Abstract

Resilience thinking has moved into the forefront of global discourses on Disaster Risk Reduction (DRR) and emergency response and recovery. Social justice frameworks have long been part of resilience thinking, conceptualizing multifaceted disasters as caused by interplays between physical, psychological, and sociopolitical dynamics that disproportionately impact marginalized communities, particularly in the Global South. Southern Chile is a poignant example, whereby marginalized indigenous communities, such as the Mapuche, are exposed to recurrent socionatural disasters, including earthquakes, tsunamis, floods, and volcanic eruptions. Resilience in Mapuche communities, however, does not only include responses to these repeated major ‘rapid onset’ disasters, but also to complex legacies of systematic marginalization and daily ‘slow onset’ sociopolitical disasters including histories of settler colonization and ongoing inequities.
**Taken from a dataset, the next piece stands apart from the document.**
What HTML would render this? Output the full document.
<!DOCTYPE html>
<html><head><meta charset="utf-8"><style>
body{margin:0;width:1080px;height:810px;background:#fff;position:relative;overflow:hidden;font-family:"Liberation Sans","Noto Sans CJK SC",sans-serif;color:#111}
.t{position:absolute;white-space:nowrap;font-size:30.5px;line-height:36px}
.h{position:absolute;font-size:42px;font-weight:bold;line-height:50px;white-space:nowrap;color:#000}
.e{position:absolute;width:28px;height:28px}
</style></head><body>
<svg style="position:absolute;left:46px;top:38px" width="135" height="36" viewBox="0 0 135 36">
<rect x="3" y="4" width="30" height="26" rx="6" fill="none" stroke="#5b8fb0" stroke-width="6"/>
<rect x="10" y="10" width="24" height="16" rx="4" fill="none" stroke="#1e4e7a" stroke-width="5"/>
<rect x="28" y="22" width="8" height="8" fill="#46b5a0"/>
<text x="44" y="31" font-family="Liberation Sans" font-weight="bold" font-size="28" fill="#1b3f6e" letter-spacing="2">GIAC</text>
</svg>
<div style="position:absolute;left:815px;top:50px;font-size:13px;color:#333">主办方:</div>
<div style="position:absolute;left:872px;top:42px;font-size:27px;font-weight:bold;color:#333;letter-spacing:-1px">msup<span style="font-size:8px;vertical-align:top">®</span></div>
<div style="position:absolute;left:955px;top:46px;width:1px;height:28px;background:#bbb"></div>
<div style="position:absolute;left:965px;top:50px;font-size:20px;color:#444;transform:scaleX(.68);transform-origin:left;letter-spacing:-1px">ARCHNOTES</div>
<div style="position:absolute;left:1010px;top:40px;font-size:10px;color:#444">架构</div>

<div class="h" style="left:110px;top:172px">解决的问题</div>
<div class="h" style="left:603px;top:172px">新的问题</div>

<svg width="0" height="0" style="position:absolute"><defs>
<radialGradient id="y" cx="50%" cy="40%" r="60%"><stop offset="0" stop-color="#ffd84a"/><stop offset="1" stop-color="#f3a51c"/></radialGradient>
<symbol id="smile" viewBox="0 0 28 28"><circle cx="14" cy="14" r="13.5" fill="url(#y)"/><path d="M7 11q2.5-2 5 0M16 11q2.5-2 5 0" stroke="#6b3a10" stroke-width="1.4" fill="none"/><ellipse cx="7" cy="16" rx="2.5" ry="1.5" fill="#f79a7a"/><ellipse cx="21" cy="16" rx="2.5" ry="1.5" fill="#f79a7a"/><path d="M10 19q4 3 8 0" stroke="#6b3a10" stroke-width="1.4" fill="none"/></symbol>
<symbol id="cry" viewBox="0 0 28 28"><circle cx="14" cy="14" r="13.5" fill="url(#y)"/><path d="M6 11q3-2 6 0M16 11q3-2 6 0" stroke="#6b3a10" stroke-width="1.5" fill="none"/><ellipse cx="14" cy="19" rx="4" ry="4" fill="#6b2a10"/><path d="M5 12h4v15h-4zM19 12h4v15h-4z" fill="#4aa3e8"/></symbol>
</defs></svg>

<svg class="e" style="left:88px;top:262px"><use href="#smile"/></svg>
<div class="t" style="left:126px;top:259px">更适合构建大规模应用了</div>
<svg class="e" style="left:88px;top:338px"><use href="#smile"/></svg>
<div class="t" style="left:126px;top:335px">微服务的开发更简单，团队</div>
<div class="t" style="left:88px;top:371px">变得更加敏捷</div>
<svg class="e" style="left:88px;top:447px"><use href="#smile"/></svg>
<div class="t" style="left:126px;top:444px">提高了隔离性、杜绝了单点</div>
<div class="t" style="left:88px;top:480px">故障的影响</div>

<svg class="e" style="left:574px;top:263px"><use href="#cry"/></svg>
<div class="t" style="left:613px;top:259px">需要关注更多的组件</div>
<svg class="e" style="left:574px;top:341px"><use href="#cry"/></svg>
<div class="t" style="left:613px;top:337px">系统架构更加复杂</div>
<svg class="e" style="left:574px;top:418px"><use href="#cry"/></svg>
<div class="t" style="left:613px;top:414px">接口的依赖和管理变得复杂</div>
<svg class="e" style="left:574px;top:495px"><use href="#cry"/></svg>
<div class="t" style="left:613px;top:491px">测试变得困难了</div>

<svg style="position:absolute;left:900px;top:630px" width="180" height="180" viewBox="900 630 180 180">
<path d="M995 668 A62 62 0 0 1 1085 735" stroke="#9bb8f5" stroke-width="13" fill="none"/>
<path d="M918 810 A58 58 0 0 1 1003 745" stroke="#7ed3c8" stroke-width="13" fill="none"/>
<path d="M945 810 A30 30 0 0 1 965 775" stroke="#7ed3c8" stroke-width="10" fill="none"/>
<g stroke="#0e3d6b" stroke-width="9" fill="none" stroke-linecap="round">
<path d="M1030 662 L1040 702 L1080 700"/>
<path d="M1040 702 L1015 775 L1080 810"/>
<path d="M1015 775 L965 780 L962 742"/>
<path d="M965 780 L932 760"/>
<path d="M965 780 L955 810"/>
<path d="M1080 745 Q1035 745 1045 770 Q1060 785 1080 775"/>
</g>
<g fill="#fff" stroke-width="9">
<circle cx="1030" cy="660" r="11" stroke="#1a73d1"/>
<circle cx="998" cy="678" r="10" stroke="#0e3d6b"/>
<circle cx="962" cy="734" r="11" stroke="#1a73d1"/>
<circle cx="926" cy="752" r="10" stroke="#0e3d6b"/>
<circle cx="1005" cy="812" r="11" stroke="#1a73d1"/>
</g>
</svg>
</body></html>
Pathways toward resilience in many Mapuche communities do not simply rely on capacities of individuals or collectives to reduce risks to ahistoricized and depoliticized disasters. On the contrary, the very complexities of and intersections across environmental crises and racialized postcolonial politics are manifest in daily indigenous family and community life. Thus, in an effort to improve frameworks useful for exploring complex dynamics in multifaceted disasters, the current paper provides a brief literature review outlining three general themes or ‘waves’ of research on human resilience that have emerged throughout the decades. Key historical and contextual elements in the Mapuche–Chilean conflict are also introduced, supporting arguments for incorporating decolonization frameworks into the increasingly transdisciplinary projects of DRR with particular sensitivity and applicability to historically colonized groups and marginalized communities across the Global South.